SHRI AJOY CHAKRABORTY (BASIRHAT): Mr. Chairman, Sir, the two Bills listed as Items 9 and 10 of the today's List of Business, that is, Prevention of Money Laundering Bill, 1999 and Foreign Exchange Management Bill, 1999 are being taken together for the consideration of the House.
Sir, the much watered down Foreign Exchange Management Bill is slated to replace the more stringent law, that is, FERA. It has been reported and whispered in the country that the industrial lobby and the big industrial associations of our country are creating constant pressure on the Government to convert FERA into FEMA. And, I think, it will rather help the hawala operators and black- marketers. That is why we are strongly opposing this Bill.
I do not know whether the hon. Finance Minister will express his anguish to this particular language. But I am rather compelled to say that this Bill is anti-national also. I oppose this Bill.
This Bill seeks to dilate on the offence under the foreign exchange violation. The offence of foreign exchange violation is not considered as a criminal offence under the new provisions. It is only a civil offence. The penalty is only payment of fine, that too, in a limited way. So, the Bill proposes to give effect retrospectively. In many cases, it will be difficult to counter foreign exchange violation, particularly, hawala crime.
Sir, under the present law, prior to the full-scale convertibility particularly, capital account convertibility, such a devolution shall make illegal outflow of funds easy, and violation shall be committed with impunity. Illegal transaction of funds are done because of the inadequacy of taxes.
1733 hours (Dr. Raghuvansh Prasad Singh in the Chair)
It is primarily done to protect illegal income arising out of the tax evasion and avoidance of law. Decline in value of Indian currency is also a significant factor which encourage stashing away of funds. In the name of liberalisation, effecient measures are considered to be retrograde steps. Illegal diversification of funds out of the country is an offence against the community and it impinges upon the resource mobilisation to tackle basic human problems. Therefore, it is wrong to consider this as a civil offence. Liberalisation gives rise to criminality. It is sought to be passed as civil offence.
So, we think, if this House passes this Bill, it will help the black marketers, criminals, black marketeers and hawala operators. So, once again we oppose this Bill.
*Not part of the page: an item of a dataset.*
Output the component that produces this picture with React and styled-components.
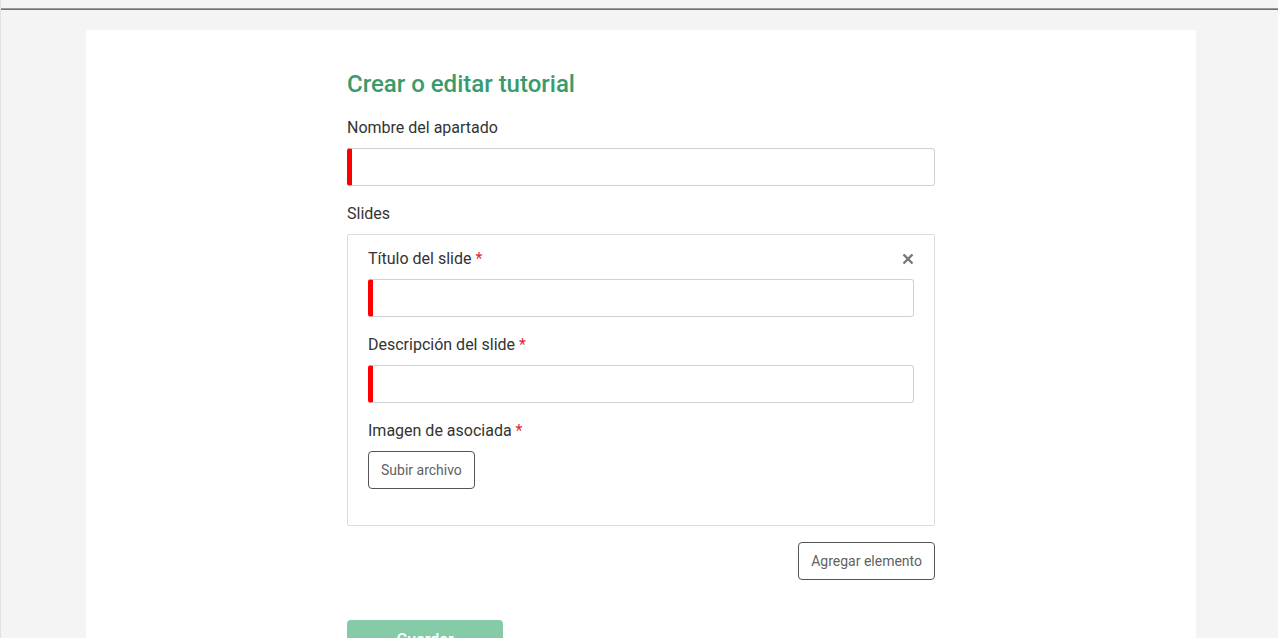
import React from 'react';
import styled, { createGlobalStyle } from 'styled-components';

const GlobalStyle = createGlobalStyle`
  html, body {
    margin: 0;
    padding: 0;
    background: #f4f4f4;
    font-family: Roboto, "Liberation Sans", sans-serif;
    color: #333;
  }
`;

const Page = styled.div`
  min-height: 638px;
  border-left: 1px solid #e2e2e2;
  box-sizing: border-box;
`;

const TopBar = styled.div`
  height: 8px;
  background: #f4f4f4;
  border-bottom: 1px solid #999;
`;

const Accent = styled.div`
  height: 1px;
  background: #3a8f68;
`;

const Main = styled.main`
  padding: 20px 82px 0 85px;
`;

const Card = styled.section`
  background: #fff;
  border-radius: 3px;
  padding: 40px 0 0;
  min-height: 620px;
  display: flex;
  justify-content: center;
`;

const Column = styled.div`
  width: 588px;
  display: flex;
  flex-direction: column;
`;

const Title = styled.h1`
  margin: 0 0 17px;
  font-size: 24px;
  line-height: 29px;
  font-weight: 500;
  color: #3a9a6c;
`;

const Label = styled.label`
  display: block;
  font-size: 16px;
  line-height: 24px;
  color: #333;
  margin: ${p => (p.$first ? '0' : '16px')} 0 8px;

  span {
    color: #e0263a;
  }
`;

const Input = styled.input`
  display: block;
  width: 100%;
  box-sizing: border-box;
  height: 38px;
  border: 1px solid #cfd3d7;
  border-left: 5px solid #ff0000;
  border-radius: 3px;
  background: #fff;
  outline: none;
  font: inherit;
  padding: 0 10px;
`;

const SlideBox = styled.div`
  border: 1px solid #dcdcdc;
  border-radius: 2px;
  padding: 12px 20px 36px;
`;

const SlideHead = styled.div`
  display: flex;
  justify-content: space-between;
  align-items: center;
  margin-bottom: 8px;

  ${Label} {
    margin: 0;
  }
`;

const Close = styled.button`
  border: none;
  background: none;
  padding: 0;
  width: 12px;
  height: 12px;
  display: flex;
  color: #777;
  cursor: pointer;
`;

const OutlineButton = styled.button`
  height: 38px;
  padding: 0 12px;
  border: 1px solid #555;
  border-radius: 4px;
  background: #fff;
  color: #626262;
  font: inherit;
  font-size: 14px;
`;

const Actions = styled.div`
  display: flex;
  justify-content: flex-end;
  margin-top: 16px;
`;

const SaveButton = styled.button`
  margin-top: 40px;
  width: 156px;
  height: 38px;
  border: none;
  border-radius: 4px;
  background: #86cba8;
  color: #fff;
  font: inherit;
  font-size: 16px;
  font-weight: 500;
`;

const App = () => {
  return (
    <>
      <GlobalStyle />
      <Page>
        <TopBar />
        <Accent />
        <Main>
          <Card>
            <Column>
              <Title>Crear o editar tutorial</Title>
              <Label $first>Nombre del apartado</Label>
              <Input />
              <Label>Slides</Label>
              <SlideBox>
                <SlideHead>
                  <Label>
                    Título del slide <span>*</span>
                  </Label>
                  <Close aria-label='cerrar'>
                    <svg width='12' height='12' viewBox='0 0 12 12'>
                      <path d='M1.5 1.5 L10.5 10.5 M10.5 1.5 L1.5 10.5' stroke='currentColor' strokeWidth='2.4' />
                    </svg>
                  </Close>
                </SlideHead>
                <Input />
                <Label>
                  Descripción del slide <span>*</span>
                </Label>
                <Input />
                <Label>
                  Imagen de asociada <span>*</span>
                </Label>
                <div>
                  <OutlineButton>Subir archivo</OutlineButton>
                </div>
              </SlideBox>
              <Actions>
                <OutlineButton>Agregar elemento</OutlineButton>
              </Actions>
              <div>
                <SaveButton>Guardar</SaveButton>
              </div>
            </Column>
          </Card>
        </Main>
      </Page>
    </>
  );
};

export default App;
SHRI PRAKASH MANI TRIPATHI (DEORIA): Thank you, Mr. Chairman. I rise to support the two Bills brought before Parliament for converting the FERA to FEMA, as also the Prevention of Money Laundering Bill which is being considered along with the first Bill.
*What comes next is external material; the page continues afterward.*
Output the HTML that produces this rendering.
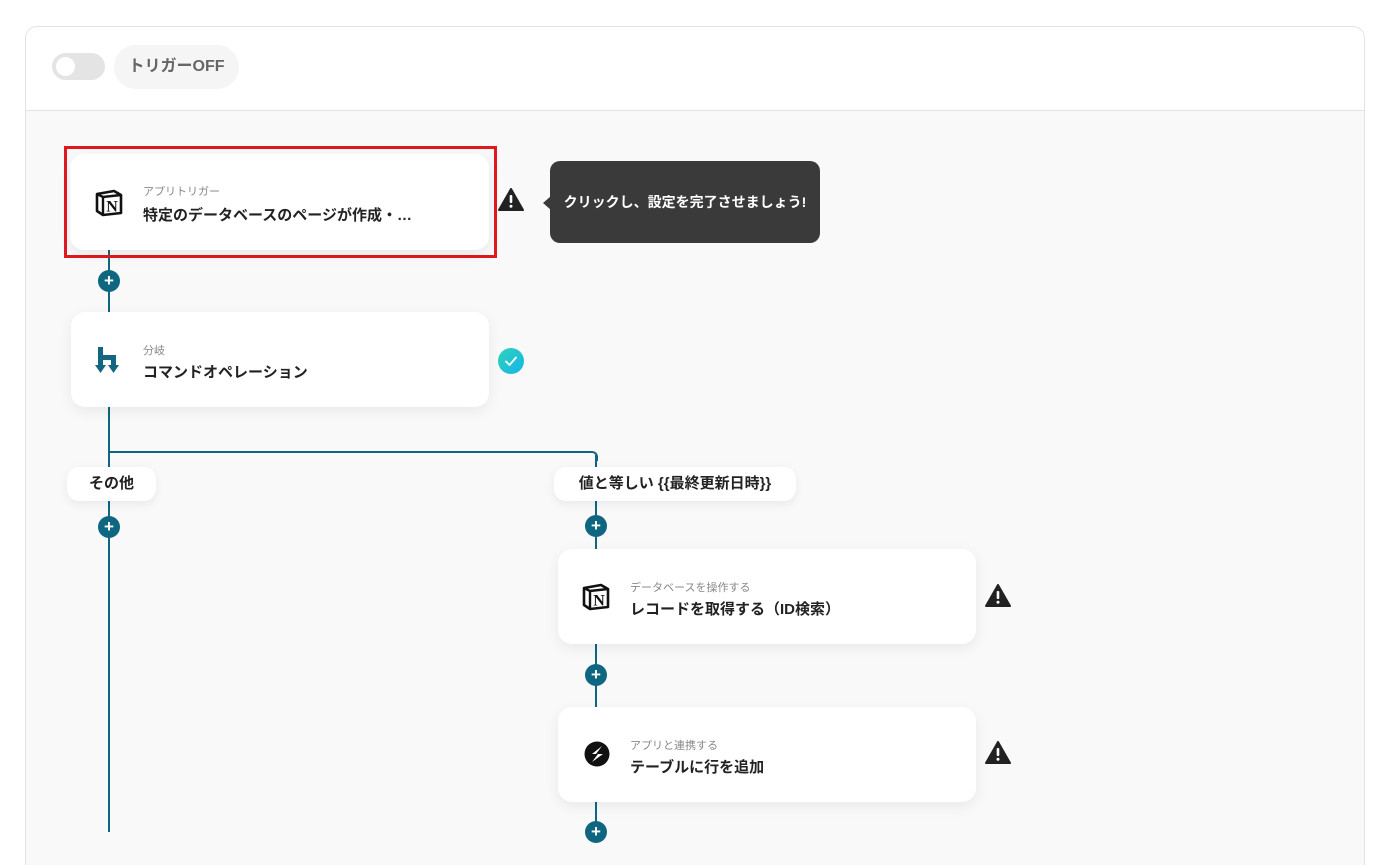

What we are discussing today is the method that is required along with moving times to facilitate external trade and payment and for promoting orderly development and maintenance of foreign exchange market in India. This is not a new Bill. This was introduced in the Lok Sabha in August, 1998. It has been referred to the Standing Committee. But unfortunately the Lok Sabha was dissolved. So, it could not be proceeded with. Now the foreign exchange management concept is not a static concept. It is not that this Bill which was enacted in 1973, then called Foreign Exchange Regulation Act, will continue to be relevant for ever. Things are changing. Things will change. The financial scenario of the country is changing. It must change. It must progress and along with this, the rules and regulations must also be amended to meet the changing situation and, therefore, the concept that any change that is being brought about is not a desirable one, is a static concept. It is not a dynamic concept. The dynamic concept is to change with the changing scenario, particularly fiscal and financial scenarios of the country. The previous speaker and all the other speakers who got up always started by saying many things about our country, but one of the things that is most commonly heard is that we are a very corrupt country and it surprises me because if it is said in relation to the change in FERA, then FERA has been in operation since 1973, a period of more than 26 years and, therefore, this corruption can be put in the shelf of FERA despite the fact that it had so-called very harsh provisions for managing it. Therefore, harshness by itself is not a panacea for managing fiscal and financial ills. The remedy is to move with the times, to move and meet the requirement of the financial institutions, to take note of financial developments in the country and thereafter to make amendments to our rules and regulations so that they meet the requirements. Ours is a poor country and every time somebody got caught in a FERA violation, there is a lot of jubilation on the part of the common man and he says "Oh, this man has been caught. Now he will be penalised." Therefore, a concept arose as if every man doing any financial malfeasance or financial irregularity or a contravention of the orders that existed fcr a highly undesirable man, should be put behind the lock and key and then the whole lawful people would be very happy.
This appeared to be the concept. If it is a financial irregularity, there are ways of finding and penalizing him but to immediately consider it as a third degree crime would not be in the fairness of things if we want a better management of foreign exchange in our country as well as better correlation between our foreign exchange management and foreign trade. Therefore, concept-wise, this is a change towards a more human outlook towards financial transactions.
It has been said that this Bill has diluted certain provisions of the old FERA and that it has become very very kind to people who commit various regulation malfeasance and therefore it is anti-national. Anti-national, I find, is becoming a very common word in this august House. All financial liberalization measures are called anti-national. I would like to say that this measure has been brought only to remove the fear. Under FERA, in 1995, 2456 show-cause notices were issued and prosecution was launched in 202 cases; in 1996, the show-cause notices issued were 2291 and prosecution was launched in 101 cases; and in 1997, 2726 show-cause notices were issued while prosecution was launched in 90 cases. What kind of harassment went on in the meanwhile can only be imagined. It is the draconian measures that this Bill proposes to remove. It has become more open but it must not be taken as a cosmetic change.